§ Request
Find every line of the listing below where "index" appears, and copy it.
* begin Available data *
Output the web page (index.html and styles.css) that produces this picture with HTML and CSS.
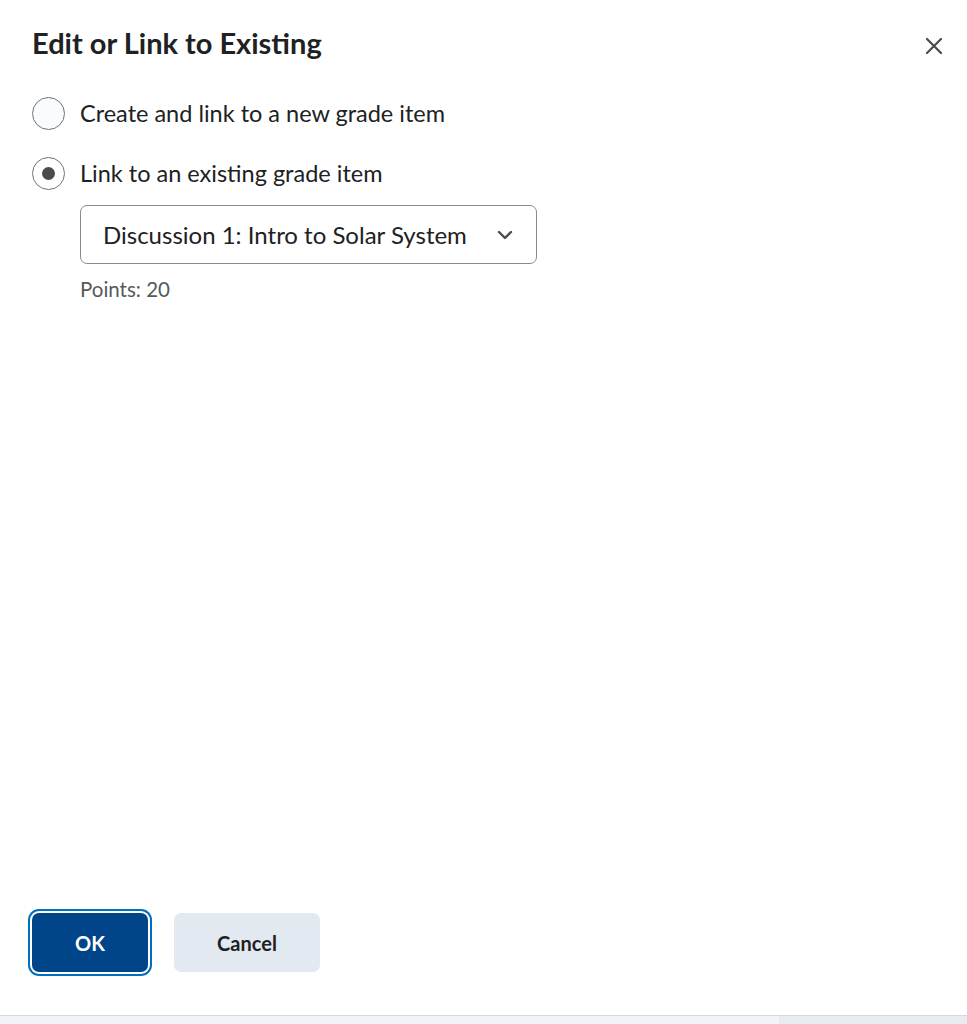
FILE: index.html
```html
<!DOCTYPE html>
<html lang="en">
<head>
<meta charset="utf-8">
<title>Edit or Link to Existing</title>
<link rel="stylesheet" href="styles.css">
</head>
<body>
<div class="dialog">
  <div class="dialog-header">
    <h1 class="dialog-title">Edit or Link to Existing</h1>
    <button class="close-btn" aria-label="Close">
      <svg width="18" height="18" viewBox="0 0 18 18"><path d="M2 2 L16 16 M16 2 L2 16" stroke="#494c4e" stroke-width="2.2" stroke-linecap="round" fill="none"/></svg>
    </button>
  </div>
  <div class="dialog-body">
    <label class="radio-row">
      <span class="radio"></span>
      <span class="radio-label">Create and link to a new grade item</span>
    </label>
    <label class="radio-row">
      <span class="radio checked"><span class="dot"></span></span>
      <span class="radio-label">Link to an existing grade item</span>
    </label>
    <div class="sub-options">
      <div class="select">
        <span class="select-text">Discussion 1: Intro to Solar System</span>
        <svg class="chevron" width="16" height="10" viewBox="0 0 16 10"><path d="M2 2 L8 8 L14 2" stroke="#494c4e" stroke-width="2.4" stroke-linecap="round" stroke-linejoin="round" fill="none"/></svg>
      </div>
      <div class="points">Points: 20</div>
    </div>
  </div>
  <div class="dialog-footer">
    <button class="btn btn-primary">OK</button>
    <button class="btn btn-secondary">Cancel</button>
  </div>
</div>
<div class="bottom-strip">
  <div class="strip-left"></div>
  <div class="strip-right"></div>
</div>
</body>
</html>
```
FILE: styles.css
```css
* { box-sizing: border-box; }
html, body {
  margin: 0;
  padding: 0;
  background: #ffffff;
  font-family: Lato, "Noto Sans", sans-serif;
  color: #202122;
}
.dialog {
  height: 1015px;
  display: flex;
  flex-direction: column;
  padding: 0 32px;
}
.dialog-header {
  display: flex;
  justify-content: space-between;
  align-items: center;
  padding-top: 26px;
}
.dialog-title {
  margin: 0;
  font-size: 29px;
  line-height: 34px;
  font-weight: 700;
  color: #202122;
}
.close-btn {
  border: none;
  background: none;
  padding: 0;
  width: 18px;
  height: 18px;
  margin-right: -8px;
  margin-top: 6px;
  display: flex;
}
.dialog-body {
  flex: 1;
  padding-top: 36px;
}
.radio-row {
  display: flex;
  align-items: center;
  gap: 15px;
  height: 34px;
  margin-bottom: 26px;
}
.radio {
  width: 33px;
  height: 33px;
  border-radius: 50%;
  border: 1.5px solid #6e7376;
  background: #f9fbff;
  display: flex;
  align-items: center;
  justify-content: center;
  flex-shrink: 0;
}
.radio.checked { background: #ffffff; }
.radio .dot {
  width: 13px;
  height: 13px;
  border-radius: 50%;
  background: #494c4e;
}
.radio-label {
  font-size: 23.5px;
  line-height: 34px;
  color: #202122;
}
.sub-options {
  padding-left: 48px;
  margin-top: -11px;
}
.select {
  width: 457px;
  height: 59px;
  border: 1.5px solid #868c8f;
  border-radius: 7px;
  display: flex;
  align-items: center;
  justify-content: space-between;
  padding: 0 23px 0 22px;
}
.select-text {
  font-size: 24px;
  color: #202122;
}
.points {
  font-size: 20.5px;
  color: #565a5c;
  margin-top: 13px;
}
.dialog-footer {
  display: flex;
  align-items: center;
  gap: 26px;
  padding-bottom: 43px;
}
.btn {
  font-family: Lato, "Noto Sans", sans-serif;
  font-weight: 700;
  font-size: 20px;
  height: 59px;
  border-radius: 7px;
  border: none;
  cursor: pointer;
}
.btn-primary {
  width: 116px;
  background: #004489;
  color: #ffffff;
  box-shadow: 0 0 0 2px #ffffff, 0 0 0 4px #006fbe;
}
.btn-secondary {
  width: 146px;
  background: #e3e9f1;
  color: #202122;
}
.bottom-strip {
  display: flex;
  height: 9px;
  border-top: 1.5px solid #d3d9e2;
}
.strip-left { width: 779px; background: #f1f3f6; }
.strip-right { flex: 1; background: #e8ebef; }
```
* end Available data *
§ Solution for this task
Output the web page (index.html and styles.css) that produces this picture with HTML and CSS.
FILE: index.html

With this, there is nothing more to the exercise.